Records to process
--- START ---

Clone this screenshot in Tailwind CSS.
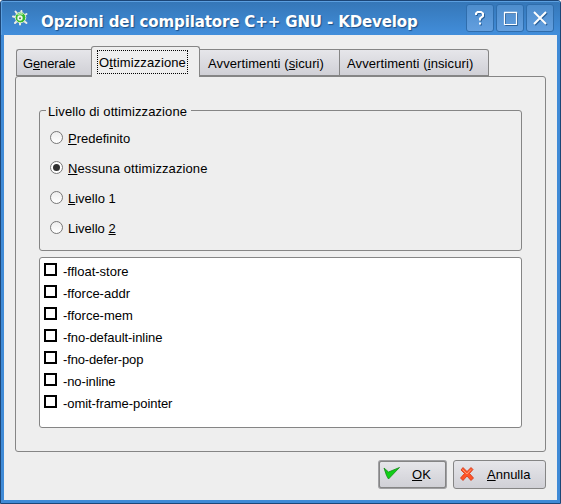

--- END ---
--- START ---

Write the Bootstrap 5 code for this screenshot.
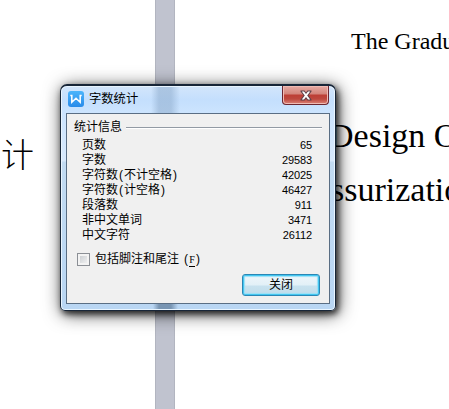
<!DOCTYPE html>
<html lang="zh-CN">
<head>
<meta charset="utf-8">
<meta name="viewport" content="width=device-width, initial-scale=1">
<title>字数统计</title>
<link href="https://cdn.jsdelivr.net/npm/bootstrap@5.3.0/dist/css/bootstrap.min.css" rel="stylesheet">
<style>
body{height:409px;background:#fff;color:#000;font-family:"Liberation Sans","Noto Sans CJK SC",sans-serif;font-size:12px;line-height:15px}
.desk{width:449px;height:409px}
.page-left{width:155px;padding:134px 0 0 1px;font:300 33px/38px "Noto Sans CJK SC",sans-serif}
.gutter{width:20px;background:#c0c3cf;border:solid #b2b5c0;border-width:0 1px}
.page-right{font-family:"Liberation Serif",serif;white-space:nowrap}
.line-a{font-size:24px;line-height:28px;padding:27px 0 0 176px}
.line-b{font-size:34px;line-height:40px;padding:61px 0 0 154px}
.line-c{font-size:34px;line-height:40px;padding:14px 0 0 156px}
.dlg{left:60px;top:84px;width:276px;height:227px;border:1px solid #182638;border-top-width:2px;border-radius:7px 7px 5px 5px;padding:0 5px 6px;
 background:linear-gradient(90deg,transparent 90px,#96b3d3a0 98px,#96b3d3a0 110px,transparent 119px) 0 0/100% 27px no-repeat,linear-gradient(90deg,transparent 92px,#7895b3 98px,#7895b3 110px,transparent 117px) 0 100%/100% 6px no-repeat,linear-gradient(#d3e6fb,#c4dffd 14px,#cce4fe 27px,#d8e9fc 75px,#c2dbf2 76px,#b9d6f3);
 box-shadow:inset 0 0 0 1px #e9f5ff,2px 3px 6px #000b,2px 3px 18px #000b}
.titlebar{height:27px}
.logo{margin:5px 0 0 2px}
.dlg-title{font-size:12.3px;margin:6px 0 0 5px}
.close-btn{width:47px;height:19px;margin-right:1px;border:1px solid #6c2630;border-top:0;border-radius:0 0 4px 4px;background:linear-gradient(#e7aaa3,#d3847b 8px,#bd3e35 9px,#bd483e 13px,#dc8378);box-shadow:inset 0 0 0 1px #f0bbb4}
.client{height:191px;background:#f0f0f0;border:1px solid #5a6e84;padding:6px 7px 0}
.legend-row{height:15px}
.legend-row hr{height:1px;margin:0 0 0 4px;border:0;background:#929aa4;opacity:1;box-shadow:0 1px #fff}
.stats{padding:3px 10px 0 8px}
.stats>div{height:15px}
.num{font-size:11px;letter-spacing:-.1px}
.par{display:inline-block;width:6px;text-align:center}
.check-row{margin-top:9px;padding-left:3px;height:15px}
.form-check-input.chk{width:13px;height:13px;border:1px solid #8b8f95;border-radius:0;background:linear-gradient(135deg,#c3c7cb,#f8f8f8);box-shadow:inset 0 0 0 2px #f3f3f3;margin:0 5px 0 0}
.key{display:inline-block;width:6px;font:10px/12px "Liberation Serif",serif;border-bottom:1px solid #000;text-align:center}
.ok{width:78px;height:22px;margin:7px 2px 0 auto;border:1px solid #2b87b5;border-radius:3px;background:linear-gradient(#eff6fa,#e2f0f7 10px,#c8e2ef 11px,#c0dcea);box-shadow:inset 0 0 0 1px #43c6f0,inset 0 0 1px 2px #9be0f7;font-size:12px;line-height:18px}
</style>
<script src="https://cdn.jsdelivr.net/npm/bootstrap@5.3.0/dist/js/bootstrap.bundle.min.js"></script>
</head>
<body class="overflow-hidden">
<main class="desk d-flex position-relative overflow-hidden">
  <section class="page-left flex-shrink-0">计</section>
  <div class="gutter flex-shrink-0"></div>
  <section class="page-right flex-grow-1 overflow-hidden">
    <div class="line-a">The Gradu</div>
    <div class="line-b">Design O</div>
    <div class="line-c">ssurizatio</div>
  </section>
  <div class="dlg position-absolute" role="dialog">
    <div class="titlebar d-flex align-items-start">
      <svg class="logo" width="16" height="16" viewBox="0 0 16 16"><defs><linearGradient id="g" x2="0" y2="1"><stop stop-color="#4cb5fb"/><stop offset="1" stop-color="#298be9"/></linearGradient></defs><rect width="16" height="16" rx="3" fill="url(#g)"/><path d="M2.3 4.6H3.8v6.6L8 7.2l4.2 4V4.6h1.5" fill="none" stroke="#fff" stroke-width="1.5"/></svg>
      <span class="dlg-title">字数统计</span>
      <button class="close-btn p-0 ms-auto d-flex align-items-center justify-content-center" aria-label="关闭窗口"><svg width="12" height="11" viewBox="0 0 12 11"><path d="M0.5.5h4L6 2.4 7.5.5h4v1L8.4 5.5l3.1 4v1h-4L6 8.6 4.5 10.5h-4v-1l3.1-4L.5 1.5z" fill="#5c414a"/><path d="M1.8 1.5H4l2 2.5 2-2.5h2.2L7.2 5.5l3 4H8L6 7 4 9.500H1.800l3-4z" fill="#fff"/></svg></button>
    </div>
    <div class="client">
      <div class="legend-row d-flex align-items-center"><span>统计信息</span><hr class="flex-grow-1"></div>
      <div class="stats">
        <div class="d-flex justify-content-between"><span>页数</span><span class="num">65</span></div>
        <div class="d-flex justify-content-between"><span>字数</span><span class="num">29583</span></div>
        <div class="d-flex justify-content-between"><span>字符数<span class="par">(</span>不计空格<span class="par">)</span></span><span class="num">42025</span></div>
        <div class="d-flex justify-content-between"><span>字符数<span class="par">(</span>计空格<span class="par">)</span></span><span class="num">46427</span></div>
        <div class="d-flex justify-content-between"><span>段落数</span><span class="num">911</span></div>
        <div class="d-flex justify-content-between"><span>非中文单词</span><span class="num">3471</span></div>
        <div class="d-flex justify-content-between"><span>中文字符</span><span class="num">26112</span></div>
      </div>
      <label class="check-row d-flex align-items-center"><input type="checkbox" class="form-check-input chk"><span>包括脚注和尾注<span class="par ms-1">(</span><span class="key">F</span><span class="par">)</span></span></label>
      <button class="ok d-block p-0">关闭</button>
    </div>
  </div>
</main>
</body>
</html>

--- END ---

Stated goal
Only lines that contain the word "screenshot" are wanted; copy each of them.

Solution
Clone this screenshot in Tailwind CSS.
Write the Bootstrap 5 code for this screenshot.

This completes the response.